As Glover told writer Rembert Browne for Vulture (the story also appears in New York Magazine’s new print issue), FX initially suggested that a drug dealer character live in "traplike" apartment. "We were like, ‘No, he’s a drug dealer, he makes enough money to live in a regular apartment,’" Glover said to Vulture. "There were some things so subtle and Black that people had no idea what we were talking about."
Glover aims to shine a light on those contextual differences with the surrealist comedy-drama, which premieres on September 6. "I wanted to show White people, you don’t know everything about Black culture," he said. To that end, Glover employed an entirely-Black writing staff, featuring primarily Atlanta natives like Glover and his brother Stephen.
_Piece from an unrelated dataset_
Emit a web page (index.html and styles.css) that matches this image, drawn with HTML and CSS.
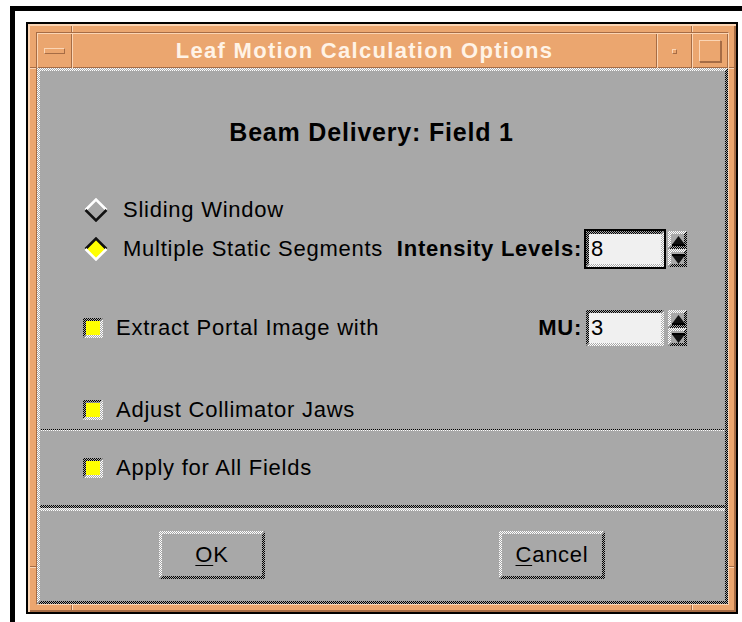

His goals with "Atlanta" also reflect the criticism Glover received for years over his popularity in White cultural spaces. "I know when I go to Baltimore, when I go to D.C., it’s like 50-50—half of them are like, ‘I love this dude, this dude’s cool.’ And the other half are like, ‘This coon-ass dude,’" he said. "But I have no hate in my heart for no Black person ever. Because we’re in a position where the system has fucked us up so bad we can’t always trust each other."
Glover created and stars in "Atlanta" as "Earnest ‘Earn’ Marks," while Bryan Tyree Henry ("Boardwalk Empire") portrays his cousin, "Alfred Miles." The series focuses on Miles’ burgeoning celebrity as the rapper Paper Boi and, as Vulture describes, "Earn’s ever-evolving balancing act between his origins and a life often spent in predominantly White settings."